AIM OF THE TASK: Copy out the records precisely, omitting pictures.

[Start RECORDS FOR THE EXERCISE]

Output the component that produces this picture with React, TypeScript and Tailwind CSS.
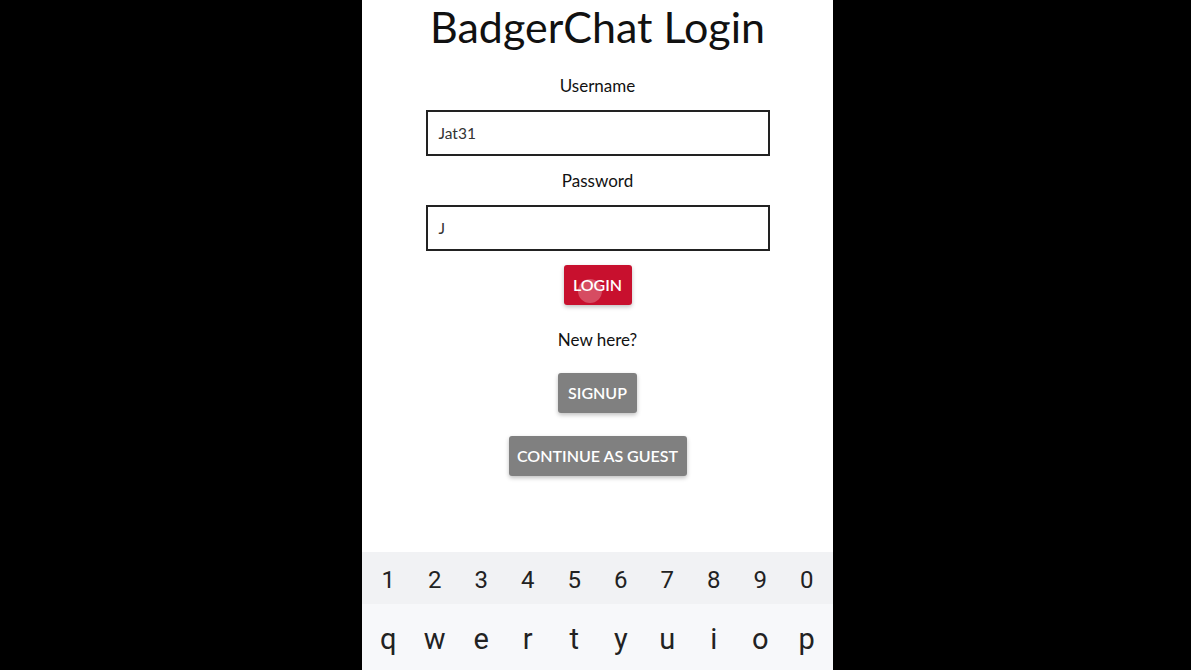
import React from "react";

const digits = ["1", "2", "3", "4", "5", "6", "7", "8", "9", "0"];
const letters = ["q", "w", "e", "r", "t", "y", "u", "i", "o", "p"];

export default function App() {
  return (
    <div className="w-[1191px] h-[670px] bg-black flex pl-[362px] overflow-hidden">
      <div
        className="w-[471px] h-[670px] bg-white flex flex-col"
        style={{ fontFamily: "Lato, 'Open Sans', sans-serif" }}
      >
        <div className="flex-1 flex flex-col items-center">
          <h1 className="text-[43px] leading-[52px] mt-[1px] text-[#111]">
            BadgerChat Login
          </h1>
          <div className="mt-[22px] text-[17px] leading-[22px] text-[#111]">Username</div>
          <div className="mt-[13px] w-[344px] h-[46px] border-2 border-[#222] flex items-center pl-[11px] pt-[2px] text-[15.5px] text-[#333]">
            Jat31
          </div>
          <div className="mt-[14px] text-[17px] leading-[22px] text-[#111]">Password</div>
          <div className="mt-[13px] w-[344px] h-[46px] border-2 border-[#222] flex items-center pl-[11px] pt-[2px] text-[15.5px] text-[#333]">
            J
          </div>
          <div className="mt-[14px] relative w-[68px] h-[40px] rounded-[3px] bg-[#c8102e] shadow-[0_2px_4px_rgba(0,0,0,0.25)] flex items-center justify-center text-white text-[16px] font-semibold overflow-hidden">
            <span className="absolute left-[14px] top-[14px] w-[24px] h-[24px] rounded-full bg-white/25" />
            <span className="relative">LOGIN</span>
          </div>
          <div className="mt-[24px] text-[17px] leading-[22px] text-[#111]">New here?</div>
          <div className="mt-[22px] w-[79px] h-[40px] rounded-[3px] bg-[#808080] shadow-[0_2px_4px_rgba(0,0,0,0.25)] flex items-center justify-center text-white text-[16px] font-semibold">
            SIGNUP
          </div>
          <div className="mt-[23px] w-[178px] h-[40px] rounded-[3px] bg-[#808080] shadow-[0_2px_4px_rgba(0,0,0,0.25)] flex items-center justify-center text-white text-[16px] font-semibold">
            CONTINUE AS GUEST
          </div>
        </div>
        <div style={{ fontFamily: "Roboto, sans-serif" }}>
          <div className="h-[52px] bg-[#f1f2f4] grid grid-cols-10 items-center px-[3px] pt-[4px]">
            {digits.map((d) => (
              <div key={d} className="text-center text-[24px] text-[#222] leading-none">
                {d}
              </div>
            ))}
          </div>
          <div className="h-[66px] bg-[#f7f8fa] grid grid-cols-10 items-start pt-[21px] px-[3px]">
            {letters.map((d) => (
              <div key={d} className="text-center text-[29px] text-[#222] leading-none">
                {d}
              </div>
            ))}
          </div>
        </div>
      </div>
    </div>
  );
}
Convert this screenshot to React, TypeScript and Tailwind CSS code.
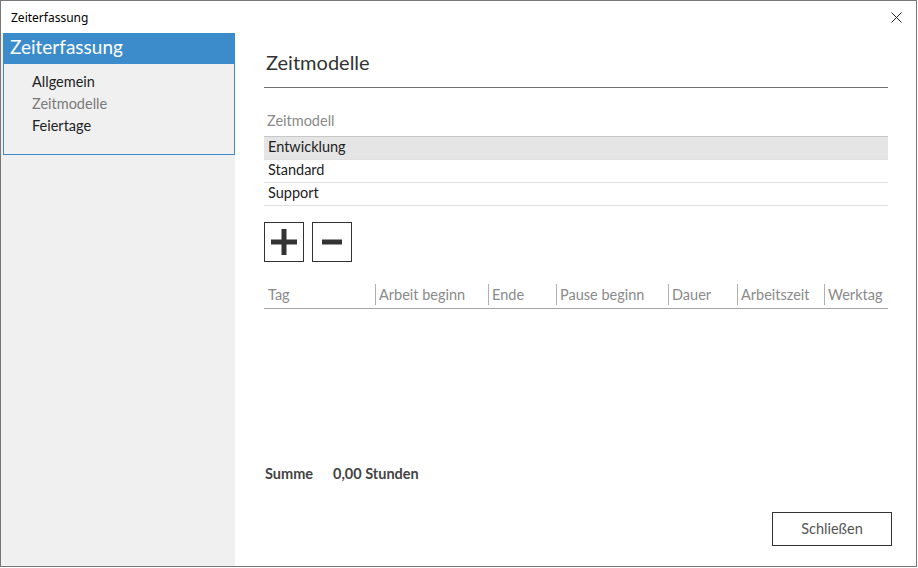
import { useState } from "react";

const menu = [
  { label: "Allgemein", active: false },
  { label: "Zeitmodelle", active: true },
  { label: "Feiertage", active: false },
];

const models = ["Entwicklung", "Standard", "Support"];

const columns = [
  { label: "Tag", w: "w-[111px]" },
  { label: "Arbeit beginn", w: "w-[113px]" },
  { label: "Ende", w: "w-[68px]" },
  { label: "Pause beginn", w: "w-[112px]" },
  { label: "Dauer", w: "w-[69px]" },
  { label: "Arbeitszeit", w: "w-[87px]" },
  { label: "Werktag", w: "flex-1" },
];

const App = () => {
  const [selected, setSelected] = useState(0);
  return (
    <div className="w-[918px] h-[568px] bg-white font-['Lato','Noto_Sans',sans-serif]">
      <div className="w-[917px] h-[567px] border border-[#777] flex flex-col">
        <div className="h-[32px] flex flex-row items-center justify-between pl-[10px] pr-[14px] shrink-0">
          <span className="text-[12px] text-black font-['Noto_Sans',sans-serif] mt-[1px]">Zeiterfassung</span>
          <svg width="11" height="11" viewBox="0 0 11 11" className="mt-[1px]">
            <path d="M0.5 0.5 L10.5 10.5 M10.5 0.5 L0.5 10.5" stroke="#222" strokeWidth="1" />
          </svg>
        </div>
        <div className="flex flex-row flex-1 min-h-0">
          <div className="w-[234px] bg-[#f0f0f0] pl-[2px] shrink-0">
            <div className="border border-[#3c8ccc] border-t-0">
              <div className="h-[31px] bg-[#3c8ccc] text-white text-[19px] pl-[6px] leading-[28px]">
                Zeiterfassung
              </div>
              <div className="flex flex-col pl-[28px] pt-[7px] pb-[17px] text-[14.5px]">
                {menu.map((m) => (
                  <div
                    key={m.label}
                    className={`h-[22px] leading-[22px] ${m.active ? "text-[#7a7a7a]" : "text-[#222]"}`}
                  >
                    {m.label}
                  </div>
                ))}
              </div>
            </div>
          </div>
          <div className="flex-1 flex flex-col pl-[29px] pr-[28px]">
            <div className="pt-[17px] pb-[13px] border-b border-[#707070] text-[20px] text-[#333] pl-[2px] leading-[24px]">
              Zeitmodelle
            </div>
            <div className="mt-[22px] text-[14.5px] text-[#8a8a8a] pl-[3px] h-[27px] leading-[22px] border-b border-[#c8c8c8]">
              Zeitmodell
            </div>
            {models.map((m, i) => (
              <div
                key={m}
                onClick={() => setSelected(i)}
                className={`h-[23px] leading-[20px] pl-[4px] text-[14.5px] text-[#222] border-b border-[#e0e0e0] cursor-default ${
                  i === selected ? "bg-[#e5e5e5]" : ""
                }`}
              >
                {m}
              </div>
            ))}
            <div className="flex flex-row gap-[8px] mt-[16px]">
              <button className="w-[40px] h-[40px] border border-[#333] flex items-center justify-center">
                <svg width="26" height="26" viewBox="0 0 26 26">
                  <rect x="10.5" y="0" width="5" height="26" fill="#333" />
                  <rect x="0" y="10.5" width="26" height="5" fill="#333" />
                </svg>
              </button>
              <button className="w-[40px] h-[40px] border border-[#333] flex items-center justify-center">
                <svg width="20" height="6" viewBox="0 0 20 6">
                  <rect x="0" y="0.5" width="20" height="5" fill="#333" />
                </svg>
              </button>
            </div>
            <div className="flex flex-row mt-[22px] border-b border-[#a8a8a8] h-[25px] pb-[3px]">
              {columns.map((c, i) => (
                <div
                  key={c.label}
                  className={`${c.w} text-[14.5px] text-[#8a8a8a] leading-[21px] ${
                    i > 0 ? "border-l border-[#b0b0b0] pl-[3px]" : "pl-[4px]"
                  }`}
                >
                  {c.label}
                </div>
              ))}
            </div>
            <div className="flex-1" />
            <div className="flex flex-row gap-[20px] pl-[1px] text-[14.5px] font-bold text-[#444] mb-[27px]">
              <span>Summe</span>
              <span>0,00 Stunden</span>
            </div>
            <div className="flex flex-row justify-end -mr-[4px] mb-[20px]">
              <button className="w-[120px] h-[34px] border border-[#333] text-[14.5px] text-[#555]">
                Schließen
              </button>
            </div>
          </div>
        </div>
      </div>
    </div>
  );
};

export default App;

[End RECORDS FOR THE EXERCISE]

RESULT FOR THIS EXERCISE:
Output the component that produces this picture with React, TypeScript and Tailwind CSS.
import React from "react";

const digits = ["1", "2", "3", "4", "5", "6", "7", "8", "9", "0"];
const letters = ["q", "w", "e", "r", "t", "y", "u", "i", "o", "p"];

export default function App() {
  return (
    <div className="w-[1191px] h-[670px] bg-black flex pl-[362px] overflow-hidden">
      <div
        className="w-[471px] h-[670px] bg-white flex flex-col"
        style={{ fontFamily: "Lato, 'Open Sans', sans-serif" }}
      >
        <div className="flex-1 flex flex-col items-center">
          <h1 className="text-[43px] leading-[52px] mt-[1px] text-[#111]">
            BadgerChat Login
          </h1>
          <div className="mt-[22px] text-[17px] leading-[22px] text-[#111]">Username</div>
          <div className="mt-[13px] w-[344px] h-[46px] border-2 border-[#222] flex items-center pl-[11px] pt-[2px] text-[15.5px] text-[#333]">
            Jat31
          </div>
          <div className="mt-[14px] text-[17px] leading-[22px] text-[#111]">Password</div>
          <div className="mt-[13px] w-[344px] h-[46px] border-2 border-[#222] flex items-center pl-[11px] pt-[2px] text-[15.5px] text-[#333]">
            J
          </div>
          <div className="mt-[14px] relative w-[68px] h-[40px] rounded-[3px] bg-[#c8102e] shadow-[0_2px_4px_rgba(0,0,0,0.25)] flex items-center justify-center text-white text-[16px] font-semibold overflow-hidden">
            <span className="absolute left-[14px] top-[14px] w-[24px] h-[24px] rounded-full bg-white/25" />
            <span className="relative">LOGIN</span>
          </div>
          <div className="mt-[24px] text-[17px] leading-[22px] text-[#111]">New here?</div>
          <div className="mt-[22px] w-[79px] h-[40px] rounded-[3px] bg-[#808080] shadow-[0_2px_4px_rgba(0,0,0,0.25)] flex items-center justify-center text-white text-[16px] font-semibold">
            SIGNUP
          </div>
          <div className="mt-[23px] w-[178px] h-[40px] rounded-[3px] bg-[#808080] shadow-[0_2px_4px_rgba(0,0,0,0.25)] flex items-center justify-center text-white text-[16px] font-semibold">
            CONTINUE AS GUEST
          </div>
        </div>
        <div style={{ fontFamily: "Roboto, sans-serif" }}>
          <div className="h-[52px] bg-[#f1f2f4] grid grid-cols-10 items-center px-[3px] pt-[4px]">
            {digits.map((d) => (
              <div key={d} className="text-center text-[24px] text-[#222] leading-none">
                {d}
              </div>
            ))}
          </div>
          <div className="h-[66px] bg-[#f7f8fa] grid grid-cols-10 items-start pt-[21px] px-[3px]">
            {letters.map((d) => (
              <div key={d} className="text-center text-[29px] text-[#222] leading-none">
                {d}
              </div>
            ))}
          </div>
        </div>
      </div>
    </div>
  );
}
Convert this screenshot to React, TypeScript and Tailwind CSS code.
import { useState } from "react";

const menu = [
  { label: "Allgemein", active: false },
  { label: "Zeitmodelle", active: true },
  { label: "Feiertage", active: false },
];

const models = ["Entwicklung", "Standard", "Support"];

const columns = [
  { label: "Tag", w: "w-[111px]" },
  { label: "Arbeit beginn", w: "w-[113px]" },
  { label: "Ende", w: "w-[68px]" },
  { label: "Pause beginn", w: "w-[112px]" },
  { label: "Dauer", w: "w-[69px]" },
  { label: "Arbeitszeit", w: "w-[87px]" },
  { label: "Werktag", w: "flex-1" },
];

const App = () => {
  const [selected, setSelected] = useState(0);
  return (
    <div className="w-[918px] h-[568px] bg-white font-['Lato','Noto_Sans',sans-serif]">
      <div className="w-[917px] h-[567px] border border-[#777] flex flex-col">
        <div className="h-[32px] flex flex-row items-center justify-between pl-[10px] pr-[14px] shrink-0">
          <span className="text-[12px] text-black font-['Noto_Sans',sans-serif] mt-[1px]">Zeiterfassung</span>
          <svg width="11" height="11" viewBox="0 0 11 11" className="mt-[1px]">
            <path d="M0.5 0.5 L10.5 10.5 M10.5 0.5 L0.5 10.5" stroke="#222" strokeWidth="1" />
          </svg>
        </div>
        <div className="flex flex-row flex-1 min-h-0">
          <div className="w-[234px] bg-[#f0f0f0] pl-[2px] shrink-0">
            <div className="border border-[#3c8ccc] border-t-0">
              <div className="h-[31px] bg-[#3c8ccc] text-white text-[19px] pl-[6px] leading-[28px]">
                Zeiterfassung
              </div>
              <div className="flex flex-col pl-[28px] pt-[7px] pb-[17px] text-[14.5px]">
                {menu.map((m) => (
                  <div
                    key={m.label}
                    className={`h-[22px] leading-[22px] ${m.active ? "text-[#7a7a7a]" : "text-[#222]"}`}
                  >
                    {m.label}
                  </div>
                ))}
              </div>
            </div>
          </div>
          <div className="flex-1 flex flex-col pl-[29px] pr-[28px]">
            <div className="pt-[17px] pb-[13px] border-b border-[#707070] text-[20px] text-[#333] pl-[2px] leading-[24px]">
              Zeitmodelle
            </div>
            <div className="mt-[22px] text-[14.5px] text-[#8a8a8a] pl-[3px] h-[27px] leading-[22px] border-b border-[#c8c8c8]">
              Zeitmodell
            </div>
            {models.map((m, i) => (
              <div
                key={m}
                onClick={() => setSelected(i)}
                className={`h-[23px] leading-[20px] pl-[4px] text-[14.5px] text-[#222] border-b border-[#e0e0e0] cursor-default ${
                  i === selected ? "bg-[#e5e5e5]" : ""
                }`}
              >
                {m}
              </div>
            ))}
            <div className="flex flex-row gap-[8px] mt-[16px]">
              <button className="w-[40px] h-[40px] border border-[#333] flex items-center justify-center">
                <svg width="26" height="26" viewBox="0 0 26 26">
                  <rect x="10.5" y="0" width="5" height="26" fill="#333" />
                  <rect x="0" y="10.5" width="26" height="5" fill="#333" />
                </svg>
              </button>
              <button className="w-[40px] h-[40px] border border-[#333] flex items-center justify-center">
                <svg width="20" height="6" viewBox="0 0 20 6">
                  <rect x="0" y="0.5" width="20" height="5" fill="#333" />
                </svg>
              </button>
            </div>
            <div className="flex flex-row mt-[22px] border-b border-[#a8a8a8] h-[25px] pb-[3px]">
              {columns.map((c, i) => (
                <div
                  key={c.label}
                  className={`${c.w} text-[14.5px] text-[#8a8a8a] leading-[21px] ${
                    i > 0 ? "border-l border-[#b0b0b0] pl-[3px]" : "pl-[4px]"
                  }`}
                >
                  {c.label}
                </div>
              ))}
            </div>
            <div className="flex-1" />
            <div className="flex flex-row gap-[20px] pl-[1px] text-[14.5px] font-bold text-[#444] mb-[27px]">
              <span>Summe</span>
              <span>0,00 Stunden</span>
            </div>
            <div className="flex flex-row justify-end -mr-[4px] mb-[20px]">
              <button className="w-[120px] h-[34px] border border-[#333] text-[14.5px] text-[#555]">
                Schließen
              </button>
            </div>
          </div>
        </div>
      </div>
    </div>
  );
};

export default App;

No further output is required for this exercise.